▶ _To do_
Below is some material; set it all down exactly, apart from the pictures.

-- start Provided material --

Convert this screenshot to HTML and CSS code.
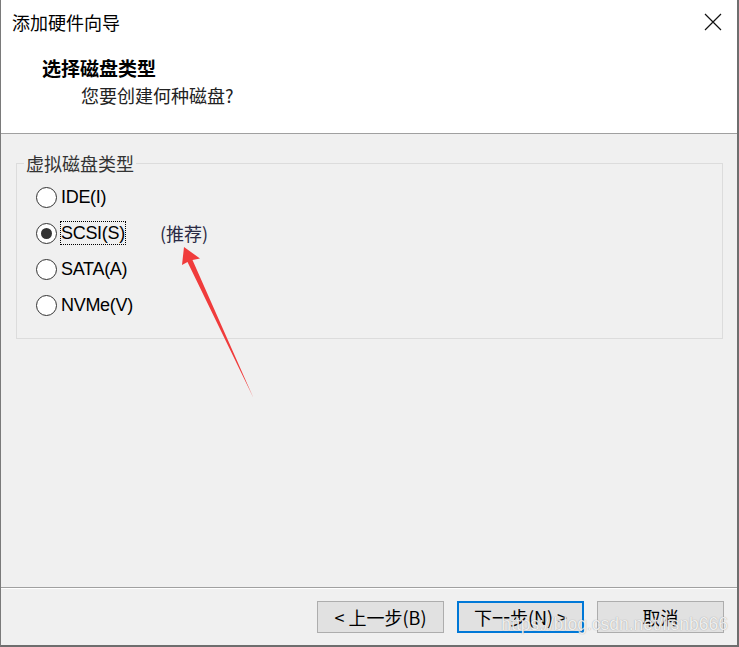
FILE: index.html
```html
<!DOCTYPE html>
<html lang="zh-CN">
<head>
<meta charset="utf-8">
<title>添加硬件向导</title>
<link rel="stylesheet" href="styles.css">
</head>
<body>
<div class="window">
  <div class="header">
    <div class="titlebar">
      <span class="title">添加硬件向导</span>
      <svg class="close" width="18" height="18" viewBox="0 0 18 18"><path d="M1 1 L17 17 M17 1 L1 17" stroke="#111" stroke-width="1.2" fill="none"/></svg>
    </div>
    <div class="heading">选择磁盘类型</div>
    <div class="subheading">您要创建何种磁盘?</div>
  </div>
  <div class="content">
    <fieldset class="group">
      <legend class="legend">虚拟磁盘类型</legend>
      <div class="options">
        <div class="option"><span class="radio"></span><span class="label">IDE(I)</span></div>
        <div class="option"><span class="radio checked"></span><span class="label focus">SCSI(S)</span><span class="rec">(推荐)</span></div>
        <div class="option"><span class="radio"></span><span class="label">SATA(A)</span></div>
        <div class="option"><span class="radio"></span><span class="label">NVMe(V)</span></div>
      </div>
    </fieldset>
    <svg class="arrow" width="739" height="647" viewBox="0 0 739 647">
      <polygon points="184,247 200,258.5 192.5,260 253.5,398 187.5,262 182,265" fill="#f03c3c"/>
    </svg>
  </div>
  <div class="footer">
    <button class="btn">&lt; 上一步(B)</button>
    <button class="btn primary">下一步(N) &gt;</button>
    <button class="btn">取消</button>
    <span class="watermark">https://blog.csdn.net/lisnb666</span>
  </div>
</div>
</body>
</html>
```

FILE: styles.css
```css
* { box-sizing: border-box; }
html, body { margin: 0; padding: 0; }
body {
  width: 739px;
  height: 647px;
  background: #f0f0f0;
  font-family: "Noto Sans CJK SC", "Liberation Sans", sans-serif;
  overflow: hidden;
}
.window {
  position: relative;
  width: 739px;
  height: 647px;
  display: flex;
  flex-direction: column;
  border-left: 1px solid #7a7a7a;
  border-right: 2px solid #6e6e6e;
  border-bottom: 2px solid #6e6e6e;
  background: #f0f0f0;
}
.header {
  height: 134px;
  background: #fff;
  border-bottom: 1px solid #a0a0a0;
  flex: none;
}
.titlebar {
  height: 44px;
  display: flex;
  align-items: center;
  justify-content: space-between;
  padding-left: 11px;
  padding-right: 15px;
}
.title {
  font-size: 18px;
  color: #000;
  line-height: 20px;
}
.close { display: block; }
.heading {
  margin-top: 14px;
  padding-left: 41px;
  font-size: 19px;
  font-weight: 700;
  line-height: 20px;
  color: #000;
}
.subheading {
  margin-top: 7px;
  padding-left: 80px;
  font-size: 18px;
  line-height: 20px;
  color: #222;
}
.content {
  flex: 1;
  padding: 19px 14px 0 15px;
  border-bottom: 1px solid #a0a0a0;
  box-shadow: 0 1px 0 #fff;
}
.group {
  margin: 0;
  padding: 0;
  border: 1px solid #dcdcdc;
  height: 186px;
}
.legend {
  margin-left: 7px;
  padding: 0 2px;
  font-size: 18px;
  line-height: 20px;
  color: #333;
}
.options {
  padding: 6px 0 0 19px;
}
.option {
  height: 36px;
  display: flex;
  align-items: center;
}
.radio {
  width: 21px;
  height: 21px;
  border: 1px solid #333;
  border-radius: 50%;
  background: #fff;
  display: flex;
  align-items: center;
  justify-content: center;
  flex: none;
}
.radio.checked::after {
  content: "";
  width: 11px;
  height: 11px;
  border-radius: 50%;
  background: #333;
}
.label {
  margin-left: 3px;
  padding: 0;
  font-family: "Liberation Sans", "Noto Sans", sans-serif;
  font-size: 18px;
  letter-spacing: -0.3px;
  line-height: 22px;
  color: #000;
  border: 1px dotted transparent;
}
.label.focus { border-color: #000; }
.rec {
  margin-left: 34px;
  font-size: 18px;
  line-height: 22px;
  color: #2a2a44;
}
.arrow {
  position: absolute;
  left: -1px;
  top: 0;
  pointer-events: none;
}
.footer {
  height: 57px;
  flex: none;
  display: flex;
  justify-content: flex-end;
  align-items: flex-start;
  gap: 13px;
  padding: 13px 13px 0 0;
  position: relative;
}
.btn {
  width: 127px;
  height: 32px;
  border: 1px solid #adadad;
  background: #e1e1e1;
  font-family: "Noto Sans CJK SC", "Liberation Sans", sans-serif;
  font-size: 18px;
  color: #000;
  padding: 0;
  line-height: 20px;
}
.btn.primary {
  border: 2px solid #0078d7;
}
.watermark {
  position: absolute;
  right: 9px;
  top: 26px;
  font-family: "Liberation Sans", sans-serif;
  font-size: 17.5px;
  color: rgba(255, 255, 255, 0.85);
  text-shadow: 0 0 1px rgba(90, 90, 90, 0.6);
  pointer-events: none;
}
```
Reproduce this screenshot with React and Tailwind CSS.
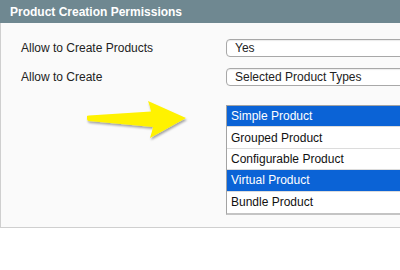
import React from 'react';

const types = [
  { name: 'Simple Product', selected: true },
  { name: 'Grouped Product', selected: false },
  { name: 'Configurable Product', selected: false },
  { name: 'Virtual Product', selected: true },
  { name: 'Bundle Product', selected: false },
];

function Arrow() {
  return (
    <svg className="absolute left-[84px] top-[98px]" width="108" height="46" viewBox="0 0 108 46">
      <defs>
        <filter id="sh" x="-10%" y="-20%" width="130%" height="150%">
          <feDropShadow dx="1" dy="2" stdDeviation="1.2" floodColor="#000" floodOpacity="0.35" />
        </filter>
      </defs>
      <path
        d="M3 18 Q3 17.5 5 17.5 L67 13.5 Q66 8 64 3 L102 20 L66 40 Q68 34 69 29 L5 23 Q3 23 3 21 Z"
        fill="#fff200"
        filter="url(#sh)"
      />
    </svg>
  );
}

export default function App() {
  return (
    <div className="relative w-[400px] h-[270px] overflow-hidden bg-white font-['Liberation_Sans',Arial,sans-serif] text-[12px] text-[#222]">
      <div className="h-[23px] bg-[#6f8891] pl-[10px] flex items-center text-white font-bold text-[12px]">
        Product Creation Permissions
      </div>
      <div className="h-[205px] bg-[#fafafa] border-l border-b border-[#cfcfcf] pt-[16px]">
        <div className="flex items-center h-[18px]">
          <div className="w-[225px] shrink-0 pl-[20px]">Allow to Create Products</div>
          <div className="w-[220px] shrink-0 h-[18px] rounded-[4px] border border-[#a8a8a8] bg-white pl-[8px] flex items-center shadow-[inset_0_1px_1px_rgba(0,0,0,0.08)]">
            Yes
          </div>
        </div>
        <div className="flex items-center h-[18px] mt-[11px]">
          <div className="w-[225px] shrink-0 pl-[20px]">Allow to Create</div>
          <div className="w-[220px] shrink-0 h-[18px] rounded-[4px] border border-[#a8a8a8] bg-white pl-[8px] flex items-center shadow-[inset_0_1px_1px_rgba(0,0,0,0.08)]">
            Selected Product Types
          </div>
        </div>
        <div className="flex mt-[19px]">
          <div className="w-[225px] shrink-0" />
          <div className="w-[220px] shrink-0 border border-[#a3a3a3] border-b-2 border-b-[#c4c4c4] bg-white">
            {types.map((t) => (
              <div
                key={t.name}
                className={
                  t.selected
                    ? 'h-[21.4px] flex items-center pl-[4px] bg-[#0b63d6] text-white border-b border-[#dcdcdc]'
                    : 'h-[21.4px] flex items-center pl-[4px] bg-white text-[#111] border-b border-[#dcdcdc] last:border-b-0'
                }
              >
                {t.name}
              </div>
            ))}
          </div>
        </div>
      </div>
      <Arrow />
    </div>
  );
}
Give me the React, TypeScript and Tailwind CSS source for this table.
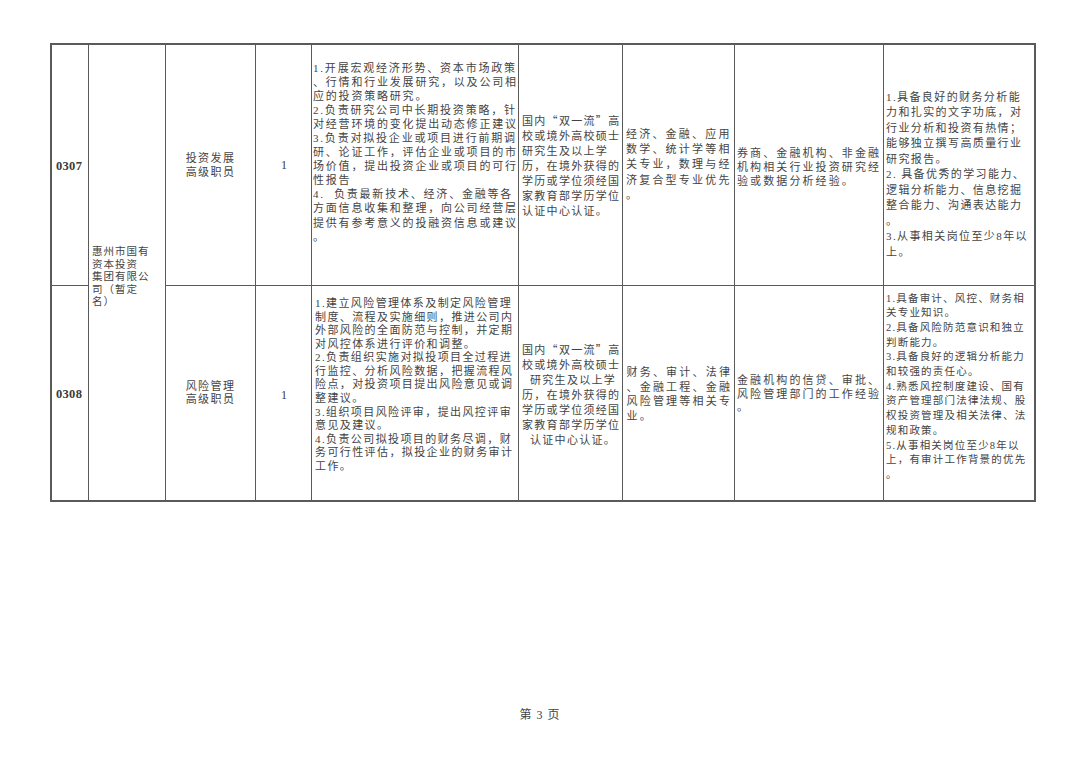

-- end Provided material --

▶ _Full response_
Convert this screenshot to HTML and CSS code.
FILE: index.html
```html
<!DOCTYPE html>
<html lang="zh-CN">
<head>
<meta charset="utf-8">
<title>添加硬件向导</title>
<link rel="stylesheet" href="styles.css">
</head>
<body>
<div class="window">
  <div class="header">
    <div class="titlebar">
      <span class="title">添加硬件向导</span>
      <svg class="close" width="18" height="18" viewBox="0 0 18 18"><path d="M1 1 L17 17 M17 1 L1 17" stroke="#111" stroke-width="1.2" fill="none"/></svg>
    </div>
    <div class="heading">选择磁盘类型</div>
    <div class="subheading">您要创建何种磁盘?</div>
  </div>
  <div class="content">
    <fieldset class="group">
      <legend class="legend">虚拟磁盘类型</legend>
      <div class="options">
        <div class="option"><span class="radio"></span><span class="label">IDE(I)</span></div>
        <div class="option"><span class="radio checked"></span><span class="label focus">SCSI(S)</span><span class="rec">(推荐)</span></div>
        <div class="option"><span class="radio"></span><span class="label">SATA(A)</span></div>
        <div class="option"><span class="radio"></span><span class="label">NVMe(V)</span></div>
      </div>
    </fieldset>
    <svg class="arrow" width="739" height="647" viewBox="0 0 739 647">
      <polygon points="184,247 200,258.5 192.5,260 253.5,398 187.5,262 182,265" fill="#f03c3c"/>
    </svg>
  </div>
  <div class="footer">
    <button class="btn">&lt; 上一步(B)</button>
    <button class="btn primary">下一步(N) &gt;</button>
    <button class="btn">取消</button>
    <span class="watermark">https://blog.csdn.net/lisnb666</span>
  </div>
</div>
</body>
</html>
```

FILE: styles.css
```css
* { box-sizing: border-box; }
html, body { margin: 0; padding: 0; }
body {
  width: 739px;
  height: 647px;
  background: #f0f0f0;
  font-family: "Noto Sans CJK SC", "Liberation Sans", sans-serif;
  overflow: hidden;
}
.window {
  position: relative;
  width: 739px;
  height: 647px;
  display: flex;
  flex-direction: column;
  border-left: 1px solid #7a7a7a;
  border-right: 2px solid #6e6e6e;
  border-bottom: 2px solid #6e6e6e;
  background: #f0f0f0;
}
.header {
  height: 134px;
  background: #fff;
  border-bottom: 1px solid #a0a0a0;
  flex: none;
}
.titlebar {
  height: 44px;
  display: flex;
  align-items: center;
  justify-content: space-between;
  padding-left: 11px;
  padding-right: 15px;
}
.title {
  font-size: 18px;
  color: #000;
  line-height: 20px;
}
.close { display: block; }
.heading {
  margin-top: 14px;
  padding-left: 41px;
  font-size: 19px;
  font-weight: 700;
  line-height: 20px;
  color: #000;
}
.subheading {
  margin-top: 7px;
  padding-left: 80px;
  font-size: 18px;
  line-height: 20px;
  color: #222;
}
.content {
  flex: 1;
  padding: 19px 14px 0 15px;
  border-bottom: 1px solid #a0a0a0;
  box-shadow: 0 1px 0 #fff;
}
.group {
  margin: 0;
  padding: 0;
  border: 1px solid #dcdcdc;
  height: 186px;
}
.legend {
  margin-left: 7px;
  padding: 0 2px;
  font-size: 18px;
  line-height: 20px;
  color: #333;
}
.options {
  padding: 6px 0 0 19px;
}
.option {
  height: 36px;
  display: flex;
  align-items: center;
}
.radio {
  width: 21px;
  height: 21px;
  border: 1px solid #333;
  border-radius: 50%;
  background: #fff;
  display: flex;
  align-items: center;
  justify-content: center;
  flex: none;
}
.radio.checked::after {
  content: "";
  width: 11px;
  height: 11px;
  border-radius: 50%;
  background: #333;
}
.label {
  margin-left: 3px;
  padding: 0;
  font-family: "Liberation Sans", "Noto Sans", sans-serif;
  font-size: 18px;
  letter-spacing: -0.3px;
  line-height: 22px;
  color: #000;
  border: 1px dotted transparent;
}
.label.focus { border-color: #000; }
.rec {
  margin-left: 34px;
  font-size: 18px;
  line-height: 22px;
  color: #2a2a44;
}
.arrow {
  position: absolute;
  left: -1px;
  top: 0;
  pointer-events: none;
}
.footer {
  height: 57px;
  flex: none;
  display: flex;
  justify-content: flex-end;
  align-items: flex-start;
  gap: 13px;
  padding: 13px 13px 0 0;
  position: relative;
}
.btn {
  width: 127px;
  height: 32px;
  border: 1px solid #adadad;
  background: #e1e1e1;
  font-family: "Noto Sans CJK SC", "Liberation Sans", sans-serif;
  font-size: 18px;
  color: #000;
  padding: 0;
  line-height: 20px;
}
.btn.primary {
  border: 2px solid #0078d7;
}
.watermark {
  position: absolute;
  right: 9px;
  top: 26px;
  font-family: "Liberation Sans", sans-serif;
  font-size: 17.5px;
  color: rgba(255, 255, 255, 0.85);
  text-shadow: 0 0 1px rgba(90, 90, 90, 0.6);
  pointer-events: none;
}
```
Reproduce this screenshot with React and Tailwind CSS.
import React from 'react';

const types = [
  { name: 'Simple Product', selected: true },
  { name: 'Grouped Product', selected: false },
  { name: 'Configurable Product', selected: false },
  { name: 'Virtual Product', selected: true },
  { name: 'Bundle Product', selected: false },
];

function Arrow() {
  return (
    <svg className="absolute left-[84px] top-[98px]" width="108" height="46" viewBox="0 0 108 46">
      <defs>
        <filter id="sh" x="-10%" y="-20%" width="130%" height="150%">
          <feDropShadow dx="1" dy="2" stdDeviation="1.2" floodColor="#000" floodOpacity="0.35" />
        </filter>
      </defs>
      <path
        d="M3 18 Q3 17.5 5 17.5 L67 13.5 Q66 8 64 3 L102 20 L66 40 Q68 34 69 29 L5 23 Q3 23 3 21 Z"
        fill="#fff200"
        filter="url(#sh)"
      />
    </svg>
  );
}

export default function App() {
  return (
    <div className="relative w-[400px] h-[270px] overflow-hidden bg-white font-['Liberation_Sans',Arial,sans-serif] text-[12px] text-[#222]">
      <div className="h-[23px] bg-[#6f8891] pl-[10px] flex items-center text-white font-bold text-[12px]">
        Product Creation Permissions
      </div>
      <div className="h-[205px] bg-[#fafafa] border-l border-b border-[#cfcfcf] pt-[16px]">
        <div className="flex items-center h-[18px]">
          <div className="w-[225px] shrink-0 pl-[20px]">Allow to Create Products</div>
          <div className="w-[220px] shrink-0 h-[18px] rounded-[4px] border border-[#a8a8a8] bg-white pl-[8px] flex items-center shadow-[inset_0_1px_1px_rgba(0,0,0,0.08)]">
            Yes
          </div>
        </div>
        <div className="flex items-center h-[18px] mt-[11px]">
          <div className="w-[225px] shrink-0 pl-[20px]">Allow to Create</div>
          <div className="w-[220px] shrink-0 h-[18px] rounded-[4px] border border-[#a8a8a8] bg-white pl-[8px] flex items-center shadow-[inset_0_1px_1px_rgba(0,0,0,0.08)]">
            Selected Product Types
          </div>
        </div>
        <div className="flex mt-[19px]">
          <div className="w-[225px] shrink-0" />
          <div className="w-[220px] shrink-0 border border-[#a3a3a3] border-b-2 border-b-[#c4c4c4] bg-white">
            {types.map((t) => (
              <div
                key={t.name}
                className={
                  t.selected
                    ? 'h-[21.4px] flex items-center pl-[4px] bg-[#0b63d6] text-white border-b border-[#dcdcdc]'
                    : 'h-[21.4px] flex items-center pl-[4px] bg-white text-[#111] border-b border-[#dcdcdc] last:border-b-0'
                }
              >
                {t.name}
              </div>
            ))}
          </div>
        </div>
      </div>
      <Arrow />
    </div>
  );
}
Give me the React, TypeScript and Tailwind CSS source for this table.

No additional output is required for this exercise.